Mark Synder, owner of Red Hook Winery (Lauren A. Smith)
These days, it’s easy to prepare a meal bursting with fresh regionally grown ingredients.
But when it comes to finding sophisticated local quaffs, staying in the neighborhood gets trickier. Sure, Six Points and Brooklyn breweries always have gorgeous beer on tap, but sometimes a special meal calls for more than suds.
If a few renegade winemakers have their way, locavores will be trading tips about the merits of Gotham varietals and indulging in luxurious homegrown tipples. Options abound:
Red Hook Winery
In one of the city’s last up-and-coming neighborhoods, a much-ballyhooed winery has sprung up. Red Hook has managed to produce an astounding array of red and white varietals (Reisling, Sauvignon Blanc, Rose, Merlot, Bordeaux-style blends etc.) from Long Island growers in a damp 19th century warehouse. Several hundred cases have gone out – mostly to local restaurants and progressive wine shops such as Dry Dock Wine and Spirits (718-852-3625) and Brooklyn Wine Exchange (718-855-9463).

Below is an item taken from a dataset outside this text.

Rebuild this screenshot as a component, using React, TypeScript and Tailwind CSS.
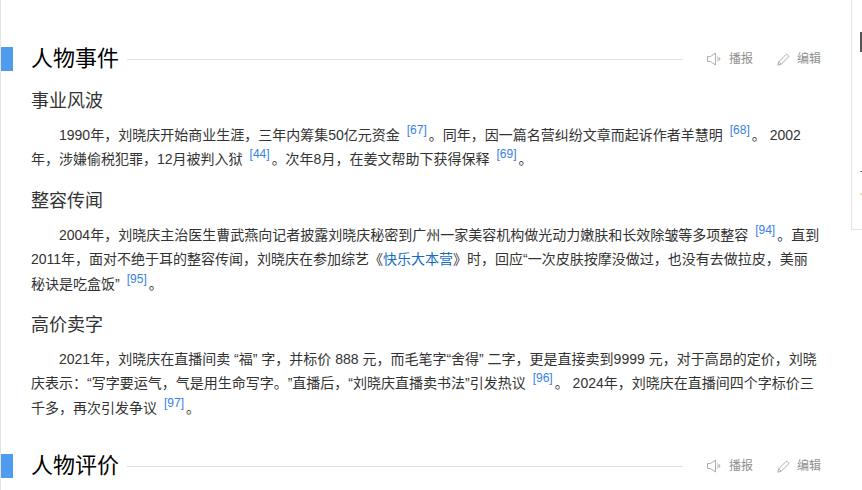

Looking for a sweet sip that doesn’t cloy? Brothers Nathaniel and Thatcher Martin produce a nicely balanced honey wine called Brooklyn Buzz. The project was born in their New York apartment, and as they honed their amateurish attempts to brew beer and make wine, they started experimenting with local artisanal honey. Right now, Brooklyn Buzz is only available in the city, at select wine stores and green-leaning restaurants like Astor Wines & Spirits (212-674-7500).
Queens County Farm Museum
This pastoral Floral Park hideaway offers 47 acres of bee-keeping facilities, hayrides, livestock competitions, pumpkin patches, apple festivals – and a budding winery. The winery has been expanding since the first acre of grapes was planted in 2004. As soon as this fall, it could start selling its signature red blend of Merlot, Cabernet Sauvignon and Cabernet Franc.
In the mid-1600s, Manhattan was the first part of the state to plant grape vines. SoHo’s City Winery (212-608-0555). is the first official Manhattan winery in more than 40 years. The winery acts as parts bar, music venue, private event space and winemaking operation.
Novice producers pay to make their own barrels of wine, which yield about 250 bottles each. The cost starts around $30 a bottle – or $7,500 for a barrel. City Winery also has a barrel-sharing program. Budding winemakers have access to a team of expert winemakers and can pick and choose from grapes from New York, California, Oregon, Argentina and Chile.
Joseph Zakon Winery
Headed out to a Passover seder? Snag a bottle of Joseph Zakon on your way over. A family owned kosher winery founded in 1981, Joseph Zakon produces Muscatini from Muscat grapes grown in northern Italy. Zakon started making wine for his congregation in Crown Heights, Brooklyn; business boomed and these days he and his wife Michelle crank out wine and grape juice from their Brooklyn facility. Look for them online at catchwine.com or shopping.com.